South Yorkshire Safer Roads Partnership
18 Jun 2021

It’s 30 years since I passed my driving test. My little blue fiesta didn’t have power steering, it still had a manual choke to get it started and it didn’t have seat belts in the back. I have fond memories of dad taking me out to practice my driving in that car; of mastering hill starts, as well as the odd tantrum when I stalled the car so many times at a junction I got out and walked home, leaving dad to drive the car back!

When I learned to drive, the process was very different to how it is today; no theory or hazard perception test, no motorway driving allowed as part of the learning. If the driving examiner asked you a question about motorways at the end of the practical driving test you were pretty certain to have passed.

Today, young people have a much more stringent learning process to try and make them better and safer drivers when they pass their test and start to drive solo. But young people are still massively overrepresented in the casualty statistics. In the UK young people aged 17-24 years make up 7% of licence holders but account for 23% of killed and seriously injured casualties. One in five new drivers crashes within their first year on the road.  
Why are so many young people involved in collisions in those early years of driving? It’s down to a combination of youth and inexperience. Their inexperience means they have less ability to spot hazards and are prone to errors of judgement. Their age means their brains aren’t fully developed until the mid to late twenties – this includes the parts of the brain which help to regulate impulsive decision making.  This means young people are particularly likely to take risks which could lead to driving behaviours such as dangerous overtakes or speeding.
So, what more can be done to help our novice drivers become safer, experienced drivers?

The Safer Roads Partnership has developed a package of interventions for young people as they start to learn to drive and become new drivers. These include sessions around hazard perception, online theory practice, courses to help control young people’s impulsivity which could lead them to demonstrate risky driving behaviours, wellbeing advice and practical driving sessions to improve skills once young people have passed their test.

But these interventions will only do so much. Not every young person in South Yorkshire will be able to take part. Nationwide this is a problem, so we need to consider a national solution.

Many other countries around the world, faced with similar issues, have introduced what are called graduated driving licences for new drivers. This is a half-way house between a provisional licence and a full driving licence allowing new drivers to build up their skills and experience gradually in stages. Whilst being legally allowed to drive unsupervised, it would put restrictions on activities that are shown to put young drivers at additional risk such as driving at night or with lots of friends in the car. Alongside these sorts of proposals, a more rigorous learning process is introduced to ensure new drivers reach a higher standard before driving unsupervised. This could include a minimum number of supervised driving hours or increasing the driving test age to 18.
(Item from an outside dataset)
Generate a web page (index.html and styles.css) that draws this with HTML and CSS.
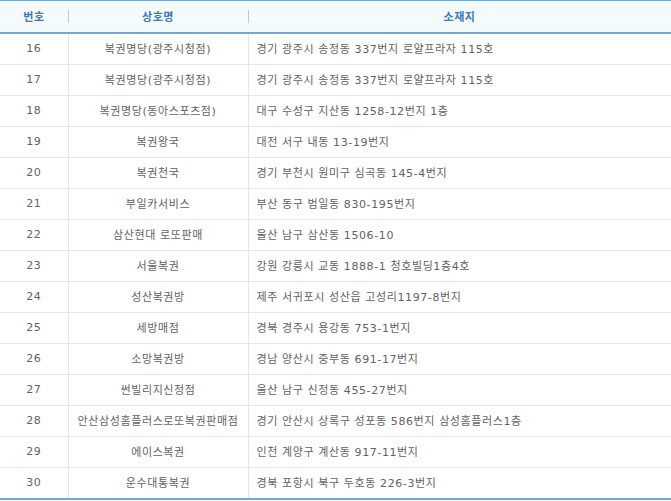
FILE: index.html
```html
<!DOCTYPE html>
<html lang="ko">
<head>
<meta charset="utf-8">
<link rel="stylesheet" href="styles.css">
</head>
<body>
<table class="list">
  <colgroup>
    <col class="c-no">
    <col class="c-name">
    <col class="c-addr">
  </colgroup>
  <thead>
    <tr>
      <th>번호</th>
      <th class="sep">상호명</th>
      <th class="sep">소재지</th>
    </tr>
  </thead>
  <tbody>
    <tr><td>16</td><td>복권명당(광주시청점)</td><td class="addr">경기 광주시 송정동 337번지 로얄프라자 115호</td></tr>
    <tr><td>17</td><td>복권명당(광주시청점)</td><td class="addr">경기 광주시 송정동 337번지 로얄프라자 115호</td></tr>
    <tr><td>18</td><td>복권명당(동아스포츠점)</td><td class="addr">대구 수성구 지산동 1258-12번지 1층</td></tr>
    <tr><td>19</td><td>복권왕국</td><td class="addr">대전 서구 내동 13-19번지</td></tr>
    <tr><td>20</td><td>복권천국</td><td class="addr">경기 부천시 원미구 심곡동 145-4번지</td></tr>
    <tr><td>21</td><td>부일카서비스</td><td class="addr">부산 동구 범일동 830-195번지</td></tr>
    <tr><td>22</td><td>삼산현대 로또판매</td><td class="addr">울산 남구 삼산동 1506-10</td></tr>
    <tr><td>23</td><td>서울복권</td><td class="addr">강원 강릉시 교동 1888-1 청호빌딩1층4호</td></tr>
    <tr><td>24</td><td>성산복권방</td><td class="addr">제주 서귀포시 성산읍 고성리1197-8번지</td></tr>
    <tr><td>25</td><td>세방매점</td><td class="addr">경북 경주시 용강동 753-1번지</td></tr>
    <tr><td>26</td><td>소망복권방</td><td class="addr">경남 양산시 중부동 691-17번지</td></tr>
    <tr><td>27</td><td>썬빌리지신정점</td><td class="addr">울산 남구 신정동 455-27번지</td></tr>
    <tr><td>28</td><td>안산삼성홈플러스로또복권판매점</td><td class="addr">경기 안산시 상록구 성포동 586번지 삼성홈플러스1층</td></tr>
    <tr><td>29</td><td>에이스복권</td><td class="addr">인천 계양구 계산동 917-11번지</td></tr>
    <tr><td>30</td><td>운수대통복권</td><td class="addr">경북 포항시 북구 두호동 226-3번지</td></tr>
  </tbody>
</table>
</body>
</html>
```
FILE: styles.css
```css
html, body {
  margin: 0;
  padding: 0;
  background: #ffffff;
}
body {
  width: 671px;
  font-family: "DejaVu Sans", "Noto Sans CJK KR", sans-serif;
  font-size: 11px;
  color: #626262;
}
.list {
  width: 671px;
  border-collapse: collapse;
  table-layout: fixed;
  border-top: 1px solid #6fa6dc;
  border-bottom: 2px solid #6fa6dc;
}
.c-no { width: 68px; }
.c-name { width: 180px; }
.c-addr { width: 423px; }
.list th {
  height: 30px;
  padding: 0 0 1px;
  background: #f5fafd;
  color: #3a78b9;
  font-family: "Noto Sans CJK KR", sans-serif;
  font-weight: bold;
  font-size: 11px;
  letter-spacing: 0.6px;
  text-align: center;
  border-bottom: 2px solid #6fa6dc;
  position: relative;
}
.list th.sep::before {
  content: "";
  position: absolute;
  left: 0;
  top: 9px;
  width: 1px;
  height: 13px;
  background: #a9cdeb;
}
.list td {
  height: 28px;
  padding: 0 0 2px;
  text-align: center;
  letter-spacing: 0.6px;
  border-bottom: 1px solid #e6e6e6;
  border-left: 1px solid #e6e6e6;
  white-space: nowrap;
}
.list td:first-child {
  border-left: none;
}
.list td.addr {
  text-align: left;
  padding-left: 8px;
}
.list tbody tr:last-child td {
  border-bottom: none;
}
```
Evidence from countries like the USA, Canada, Australia, New Zealand and Sweden, who have introduced such measures, show that graduated driving licences have been hugely effective at reducing crashes and ultimately fatalities among young people. However, such proposals undoubtedly impact on the freedoms that young people today expect to have once they have passed their driving test.

I think the pain is worth the gain. So, I cheered when the Government published proposals in 2019 to improve safety on Britain’s roads which promised to explore a graduated driving licence system. However, a recent Transport Select Committee Report looking at road safety for young and novice drivers, published in March 2021, recommended that graduated driving licences should not be introduced. There were concerns following feedback from a small number of young people, who were consulted as part of the evidence gathering, which seemed to skew the outcomes. Of course, young people are anxious about the impact on their mobility as part of a graduated driving licence system. However, do they fully understand the additional risk they are facing as young and novice drivers? Young people are invincible, right?  I think this was an opportunity missed to save casualties and fatalities and it’s disappointing.

The Government continues to undertake research and is looking at different ways to extend the learning-to-drive experience to decide on the best way forward to improve young driver safety. However, with the wealth of evidence from around the world on strengthening the licensing system, this feels like delaying the introduction of policies and processes which could help.

At the Safer Roads Partnership, we shall continue to do everything we can to engage with young drivers and try to influence their attitudes and behaviours to make them safer novice drivers. But I shall also continue to bang the drum for more national measures to be introduced. That is what will make the biggest difference. We must protect our young people and enable them to become the safer, experienced drivers of the future, able to reach their goals and ambitions and hopefully become advocates for a new way of learning to drive.